Congress should pass bill to allow foreign sale of America’s abundant oil and gas resources


Now that U.S. oil and gas production is booming, there’s little justification for maintaining the ban on liquefied natural gas exports. Removing the 1970s ban would stimulate domestic energy production, keep the fracking-induced job boom going and increase national economic output.

Domestic crude oil production recently reached its highest level since 1972, hitting 9.1 million barrels per day. According to the International Energy Agency, the United States is now the world’s largest oil and gas producer, ahead of Saudi Arabia and Russia.

Hydraulic fracturing and other technologies have opened up production, especially in Texas and North Dakota, which produced almost half the nation’s oil in April 2014, according to the Energy Information Agency (EIA).

Yet only one export permit has been approved since 2010 to provide natural gas to a country with which the U.S. doesn’t have a Free Trade Agreement. Last year the Obama administration approved exporting a lighter crude oil, a condensate, that’s passed through distillation towers and is therefore considered a petroleum byproduct. That gave two Texas companies the green light to export the condensate.

The House Energy and Commerce Committee, under the leadership of Rep. Fred Upton, has persistently pushed for Congress and the Obama administration to move on bipartisan legislation that would lift the ban. This year and last, the House passed bills to expedite the approval process for natural gas exports. The Senate is considering similar measures, and President Barack Obama has acknowledged advantages to opening up exports.

Those opposed to exports fear global competition will hike domestic gas prices. Manufacturing and chemical companies in particular have been fighting efforts to lift the ban, including Dow Chemical of Midland.
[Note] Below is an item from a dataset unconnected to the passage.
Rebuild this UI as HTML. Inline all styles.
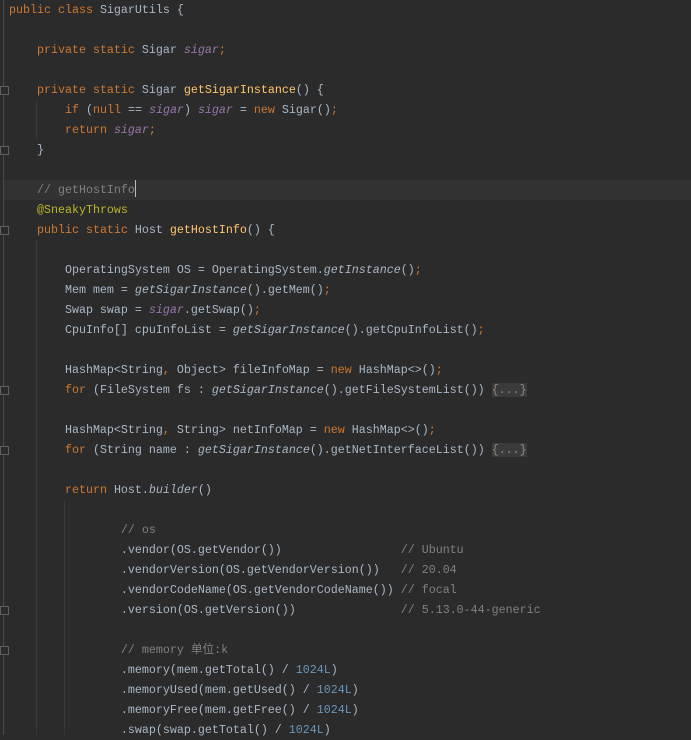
<!DOCTYPE html>
<html><head><meta charset="utf-8"><style>
html,body{margin:0;padding:0;background:#2b2b2b;width:691px;height:735px;overflow:hidden}
.g{position:absolute;left:3px;top:0;width:1px;height:735px;background:#4a4a4a}
.ig{position:absolute;width:1px;background:#393939}
.hl{position:absolute;left:4px;top:180px;width:687px;height:20px;background:#323232}
pre{position:absolute;left:9px;top:0;margin:0;font-family:"Liberation Mono","Noto Sans CJK SC",monospace;font-size:11.67px;line-height:20px;color:#a9b7c6;white-space:pre}
.k{color:#cc7832}.f{color:#9876aa;font-style:italic}.m{color:#ffc66d}.c{color:#808080}.a{color:#bbb529}.n{color:#6897bb}.i{font-style:italic}
.fold{background:#3b3b3b;color:#8c8c8c}
.cur{display:inline-block;width:1px;height:17px;background:#bbbbbb;vertical-align:-4px}
.fm{position:absolute;left:0;width:7px;height:7px;border:1px solid #606060;background:#2b2b2b}
</style></head><body>
<div class="hl"></div>
<div class="g"></div>
<div class="ig" style="left:36px;top:100px;height:40px"></div>
<div class="ig" style="left:36px;top:240px;height:495px"></div>
<div class="ig" style="left:64px;top:500px;height:235px"></div>
<div class="fm" style="top:86px"></div>
<div class="fm" style="top:146px"></div>
<div class="fm" style="top:226px"></div>
<div class="fm" style="top:386px"></div>
<div class="fm" style="top:446px"></div>
<div class="fm" style="top:606px"></div>
<div class="fm" style="top:646px"></div>
<pre><span class="k">public class </span>SigarUtils {

    <span class="k">private static </span>Sigar <span class="f">sigar</span><span class="k">;</span>

    <span class="k">private static </span>Sigar <span class="m">getSigarInstance</span>() {
        <span class="k">if </span>(<span class="k">null </span>== <span class="f">sigar</span>) <span class="f">sigar </span>= <span class="k">new </span>Sigar()<span class="k">;</span>
        <span class="k">return </span><span class="f">sigar</span><span class="k">;</span>
    }

    <span class="c">// getHostInfo</span><span class="cur"></span>
    <span class="a">@SneakyThrows</span>
    <span class="k">public static </span>Host <span class="m">getHostInfo</span>() {

        OperatingSystem OS = OperatingSystem.<span class="i">getInstance</span>()<span class="k">;</span>
        Mem mem = <span class="i">getSigarInstance</span>().getMem()<span class="k">;</span>
        Swap swap = <span class="f">sigar</span>.getSwap()<span class="k">;</span>
        CpuInfo[] cpuInfoList = <span class="i">getSigarInstance</span>().getCpuInfoList()<span class="k">;</span>

        HashMap&lt;String<span class="k">, </span>Object&gt; fileInfoMap = <span class="k">new </span>HashMap&lt;&gt;()<span class="k">;</span>
        <span class="k">for </span>(FileSystem fs : <span class="i">getSigarInstance</span>().getFileSystemList()) <span class="fold">{...}</span>

        HashMap&lt;String<span class="k">, </span>String&gt; netInfoMap = <span class="k">new </span>HashMap&lt;&gt;()<span class="k">;</span>
        <span class="k">for </span>(String name : <span class="i">getSigarInstance</span>().getNetInterfaceList()) <span class="fold">{...}</span>

        <span class="k">return </span>Host.<span class="i">builder</span>()

                <span class="c">// os</span>
                .vendor(OS.getVendor())                 <span class="c">// Ubuntu</span>
                .vendorVersion(OS.getVendorVersion())   <span class="c">// 20.04</span>
                .vendorCodeName(OS.getVendorCodeName()) <span class="c">// focal</span>
                .version(OS.getVersion())               <span class="c">// 5.13.0-44-generic</span>

                <span class="c">// memory 单位:k</span>
                .memory(mem.getTotal() / <span class="n">1024L</span>)
                .memoryUsed(mem.getUsed() / <span class="n">1024L</span>)
                .memoryFree(mem.getFree() / <span class="n">1024L</span>)
                .swap(swap.getTotal() / <span class="n">1024L</span>)
</pre>
</body></html>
Opening up exports might increase natural gas prices in the U.S., but the current market provides enough price cushion to at least test out the impact of expanded exports. Further, the domestic natural gas market would respond to increased demand, likely with more production.

Even from an environmentally-conscious perspective, opening up exports makes sense. The modest increase in natural gas prices might push consumers to turn to alternative energy sources, including renewables. Data from an October 2014 EIA study backs this up.

The U.S. economy could add up to 300,000 or 400,000 jobs over the next several decades by expanding exports, and could reduce the trade deficit by $22 billion. A Brookings Institute study found crude exports could add between $600 billion and $1.8 trillion to GDP by 2039.

The perceived oil scarcity that led to the LNG export ban is no longer an issue for the United States.

Energy policy is critical to the country’s economic growth, and it’s time this outdated ban is lifted.